At the end of his first season with the Molineux club, Wolves won the Second Division Championship to return to the First Division after an absence of 26 years. Smalley had a “never-say-die” attitude which brought him to the attention of the England selectors who picked him to play at right-half for the Home Nations Championship match against Wales at Ninian Park, Cardiff on 17th October 1936. England lost the match 2-1, with Wales going on to claim the Championship; Smalley was replaced in the next international against Ireland by Everton’s Cliff Britton and never played international football again.

Smalley helped Wolves reach the runners-up position in the First Division in 1937-38 before being sold to Norwich City for £4,500 in August 1938.In his seven years at Wolves, Smalley played 179 League matches, scoring 11 goals.

On joining Norwich, Smalley was appointed team captain and was ever-present during the 1938-39 season; Smalley’s experience, however, was not able to prevent Norwich finishing in the penultimate position in the table and they were relegated to the Third Division (South). Smalley played in the first three matches of the 1939-40 season before the League was abandoned following the outbreak of the Second World War, having scored once in 46 appearances for The Canaries.

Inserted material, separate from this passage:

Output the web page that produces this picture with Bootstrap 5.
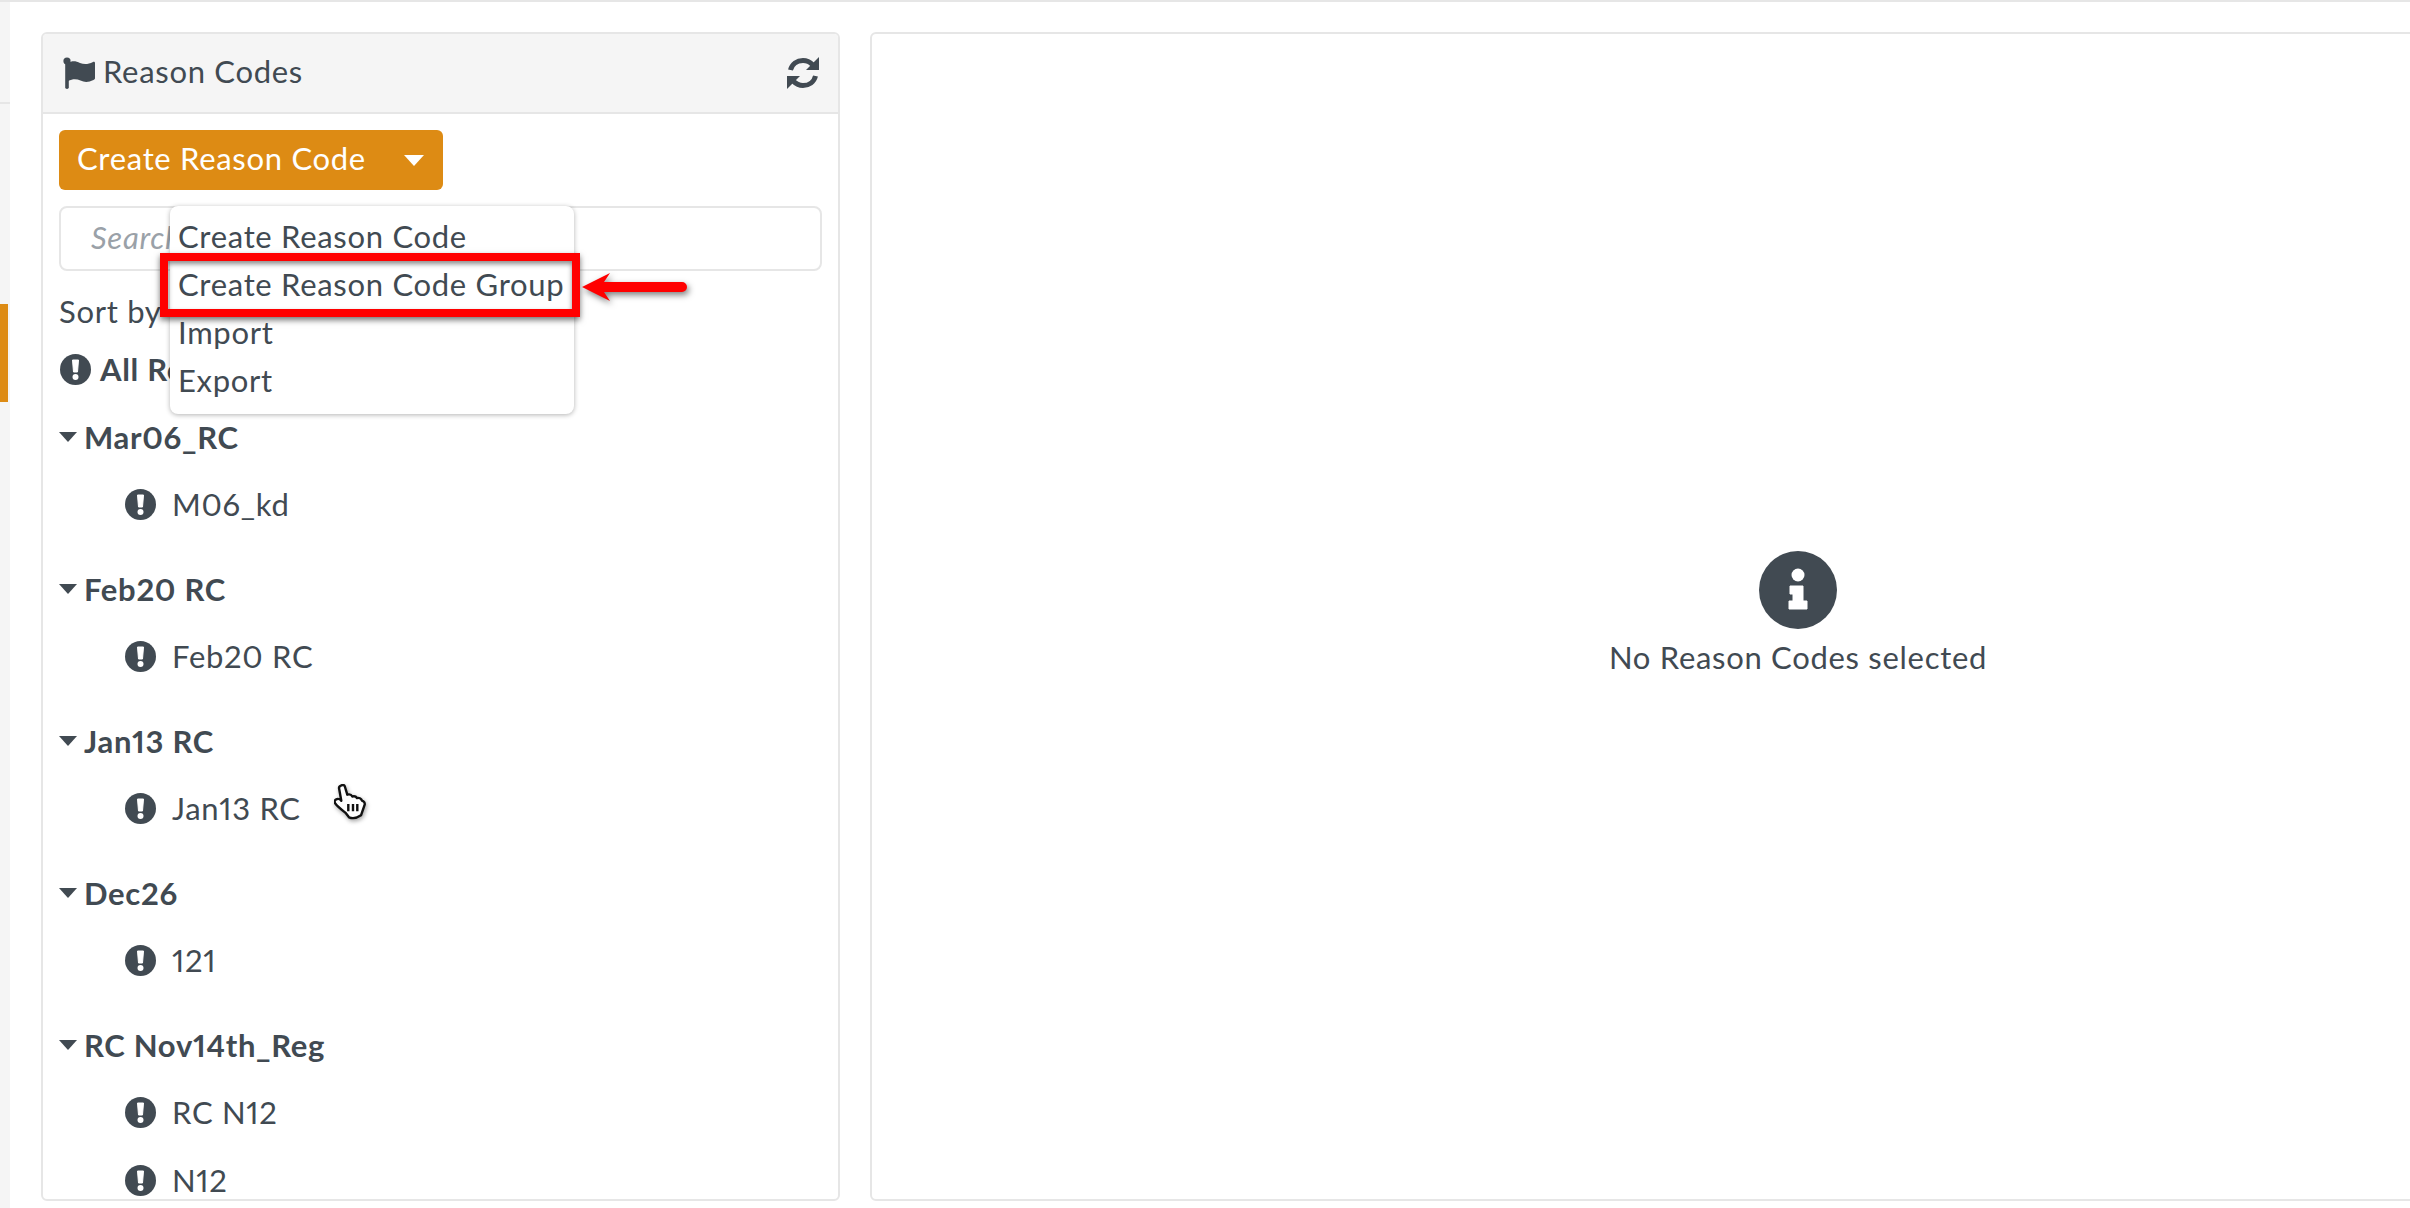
<!DOCTYPE html>
<html lang="en">

<head>
  <meta charset="UTF-8" />
  <title>Reason Codes</title>
  <link href="https://cdn.jsdelivr.net/npm/bootstrap@5.3.0/dist/css/bootstrap.min.css" rel="stylesheet" />
  <style>
    html, body { height: 100%; overflow: hidden; }
    body { font-family: Lato, "Open Sans", sans-serif; font-size: 31px; letter-spacing: .7px; font-feature-settings: "pnum"; color: #414a52; background: #fff; border-top: 2px solid #e6e6e6; }
    .app-wrap { height: 1206px; position: relative; overflow: hidden; }
    .side-strip { width: 10px; background: #f5f5f5; flex: none; }
    .side-line { height: 2px; margin-top: 100px; background: #e6e6e6; }
    .side-mark { height: 98px; width: 8px; margin-top: 200px; background: #dd8b14; }
    .main-area { padding: 30px 0 7px 31px; gap: 30px; min-width: 0; }
    .rc-card { width: 799px; flex: none; border: 2px solid #e6e6e6; border-radius: 6px; overflow: hidden; }
    .rc-head { height: 80px; flex: none; background: #f5f5f5; border-bottom: 2px solid #e6e6e6; padding: 0 19px 0 20px; }
    .rc-head svg { display: block; }
    .rc-title { margin-top: -3px; }
    .rc-body { padding: 16px 16px 0; position: relative; flex: none; }
    .btn-create { width: 384px; height: 60px; background: #dd8b14; color: #fff; font-size: 31px; letter-spacing: .7px; border: 0; border-radius: 6px; padding: 0 19px 3px 18px; }
    .btn-create:hover { background: #dd8b14; color: #fff; }
    .caret-w { width: 0; height: 0; margin-top: 3px; border-left: 10px solid transparent; border-right: 10px solid transparent; border-top: 11px solid #fff; }
    .rc-search { height: 65px; margin-top: 16px; font-size: 31px; letter-spacing: .7px; border: 2px solid #e6e6e6; border-radius: 8px; padding: 0 30px 3px; }
    .rc-search::placeholder { color: #9aa1a8; font-style: italic; }
    .sort-line { margin-top: 22px; line-height: 36px; }
    .all-line { margin-top: 22px; padding-left: 1px; line-height: 36px; font-weight: 700; gap: 9px; }
    .group-title { font-weight: 700; line-height: 36px; gap: 7px; margin-top: 49px; }
    .all-line + .group-title { margin-top: 32px; }
    .caret-d { width: 0; height: 0; border-left: 9px solid transparent; border-right: 9px solid transparent; border-top: 10px solid #414a52; }
    .rc-item { line-height: 36px; margin-top: 31px; padding-left: 66px; gap: 16px; }
    .rc-item + .rc-item { margin-top: 32px; }
    .rc-card .rc-menu { display: block; position: absolute; top: 92px; left: 127px; width: 404px; height: 208px; margin: 0; padding: 6px 0 0 8px; border: 0; border-radius: 8px; box-shadow: 0 1px 5px rgba(0,0,0,.3); font-size: 31px; color: #414a52; }
    .rc-menu .dropdown-item { padding: 0; height: 48px; line-height: 48px; color: #414a52; background: none; }
    .red-box { position: absolute; left: 160px; top: 251px; width: 420px; height: 64px; z-index: 1100; border: 8px solid #f00; box-shadow: 0 3px 6px rgba(0,0,0,.55), inset 0 3px 5px rgba(0,0,0,.45); }
    .red-arrow { position: absolute; left: 580px; top: 268px; z-index: 1100; filter: drop-shadow(2px 3px 3px rgba(0,0,0,.5)); }
    .hand { position: absolute; left: 334px; top: 782px; z-index: 1100; filter: drop-shadow(1px 2px 2px rgba(0,0,0,.35)); }
    .empty-pane { flex: none; width: 1856px; border: 2px solid #e6e6e6; border-radius: 6px; }
    .empty-inner { margin-top: 517px; }
    .empty-text { margin-top: 10px; line-height: 36px; }
  </style>
</head>

<body>
  <div class="app-wrap d-flex">
    <div class="side-strip">
      <div class="side-line"></div>
      <div class="side-mark"></div>
    </div>

    <div class="main-area d-flex flex-grow-1">
      <!-- Left list -->
      <div class="rc-card card">
        <div class="rc-head d-flex align-items-center justify-content-between">
          <div class="d-flex align-items-center gap-2">
            <svg width="32" height="33" viewBox="0 0 32 33"><circle cx="4" cy="4" r="3.6" fill="#414a52"/><rect x="2.2" y="3" width="3.6" height="29" rx="1.8" fill="#414a52"/><path d="M5 6c4-2.500 8-2 12 0 4 1.500 8 1.500 13-1 1-.5 2 0 2 1v15c0 1-.5 1.500-1.500 2-5 2.500-9 2.500-13 .5-4-1.800-7.500-2-12.500.5z" fill="#414a52"/></svg>
            <span class="rc-title">Reason Codes</span>
          </div>
          <svg width="32" height="32" viewBox="0 0 32 32"><path d="M3.500 13C5 7 10 3.500 16 3.500c3.800 0 7 1.500 9.300 3.900" fill="none" stroke="#414a52" stroke-width="5"/><path d="M32 0v13H19z" fill="#414a52"/><path d="M28.500 19c-1.500 6-6.500 9.500-12.500 9.500-3.800 0-7-1.500-9.300-3.900" fill="none" stroke="#414a52" stroke-width="5"/><path d="M0 32V19h13z" fill="#414a52"/></svg>
        </div>
        <div class="rc-body">
          <button class="btn btn-create d-flex align-items-center justify-content-between" type="button">Create Reason Code <span class="caret-w"></span></button>
          <input class="form-control rc-search" type="text" placeholder="Search" />
          <div class="sort-line">Sort by :</div>
          <div class="all-line d-flex align-items-center">
            <svg width="31" height="31" viewBox="0 0 31 31"><use href="#excl"/></svg><span>All Reason Codes</span>
          </div>

          <div class="group-title d-flex align-items-center"><span class="caret-d"></span>Mar06_RC</div>
          <div class="rc-item d-flex align-items-center"><svg width="31" height="31" viewBox="0 0 31 31"><use href="#excl"/></svg>M06_kd</div>

          <div class="group-title d-flex align-items-center"><span class="caret-d"></span>Feb20 RC</div>
          <div class="rc-item d-flex align-items-center"><svg width="31" height="31" viewBox="0 0 31 31"><use href="#excl"/></svg>Feb20 RC</div>

          <div class="group-title d-flex align-items-center"><span class="caret-d"></span>Jan13 RC</div>
          <div class="rc-item d-flex align-items-center"><svg width="31" height="31" viewBox="0 0 31 31"><use href="#excl"/></svg>Jan13 RC</div>

          <div class="group-title d-flex align-items-center"><span class="caret-d"></span>Dec26</div>
          <div class="rc-item d-flex align-items-center"><svg width="31" height="31" viewBox="0 0 31 31"><use href="#excl"/></svg>121</div>

          <div class="group-title d-flex align-items-center"><span class="caret-d"></span>RC Nov14th_Reg</div>
          <div class="rc-item d-flex align-items-center"><svg width="31" height="31" viewBox="0 0 31 31"><use href="#excl"/></svg>RC N12</div>
          <div class="rc-item d-flex align-items-center"><svg width="31" height="31" viewBox="0 0 31 31"><use href="#excl"/></svg>N12</div>

          <ul class="dropdown-menu rc-menu">
            <li><a class="dropdown-item" href="#">Create Reason Code</a></li>
            <li><a class="dropdown-item" href="#">Create Reason Code Group</a></li>
            <li><a class="dropdown-item" href="#">Import</a></li>
            <li><a class="dropdown-item" href="#">Export</a></li>
          </ul>
        </div>
      </div>

      <!-- Right pane -->
      <div class="empty-pane">
        <div class="empty-inner d-flex flex-column align-items-center">
          <svg width="78" height="78" viewBox="0 0 78 78"><circle cx="39" cy="39" r="39" fill="#414a52"/><circle cx="39" cy="24" r="6.500" fill="#fff"/><path d="M31 35h13v15h4v8H30v-8h4v-7h-3z" fill="#fff" stroke="#fff" stroke-width="1" stroke-linejoin="round"/></svg>
          <div class="empty-text">No Reason Codes selected</div>
        </div>
      </div>
    </div>

    <!-- annotation over the menu -->
    <div class="red-box"></div>
    <svg class="red-arrow" width="112" height="36" viewBox="0 0 112 36"><path d="M2 17L30 3l-6 9h78a5 5 0 0 1 0 10H24l6 9z" fill="#f00"/></svg>
    <svg class="hand" width="33" height="36" viewBox="0 0 33 36"><path d="M5 4C5 1.500 9.500 0 10.700 2L13.300 10.700C15.500 10 17.500 11 18.300 12.500 20 12 22 12.500 23 14 25.500 13.500 27.500 15 28 16.700 30 17 31 19 30.700 20.700L27 31.300C23 34 18 34.500 15 33.300L11.700 29C8 26 4 23 1.700 20 0 18 .5 16.500 2 15.500 3.500 14.500 6 15 7.300 16.700z" fill="#fff" stroke="#111" stroke-width="2.400" stroke-linejoin="round"/><path d="M14.300 20v7.300M19 20v7.300M23.300 20v7.300" stroke="#111" stroke-width="2.400"/></svg>
  </div>

  <svg width="0" height="0" class="d-block">
    <defs>
      <g id="excl"><circle cx="15.500" cy="15.500" r="15.500" fill="#414a52"/><path d="M12.500 6h6l-1 12h-4z" fill="#fff" stroke="#fff" stroke-linejoin="round"/><circle cx="15.500" cy="23" r="3" fill="#fff"/></g>
    </defs>
  </svg>

  <script src="https://cdn.jsdelivr.net/npm/bootstrap@5.3.0/dist/js/bootstrap.bundle.min.js"></script>
</body>

</html>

Smalley remained at the Carrow Road club throughout the War but was transferred in October 1945 to fellow Third Division (South) club, Northampton Town where he “formed a formidable partnership with Bill Barron as the last outfield line of defence”, missing only 10 games in his five seasons at The County Ground and being an ever present twice. He remained with The Cobblers until 1951 when, in his fortieth year and having scored twice in 226 appearances for them, he joined non league Lower Gornal Athletic as player-coach.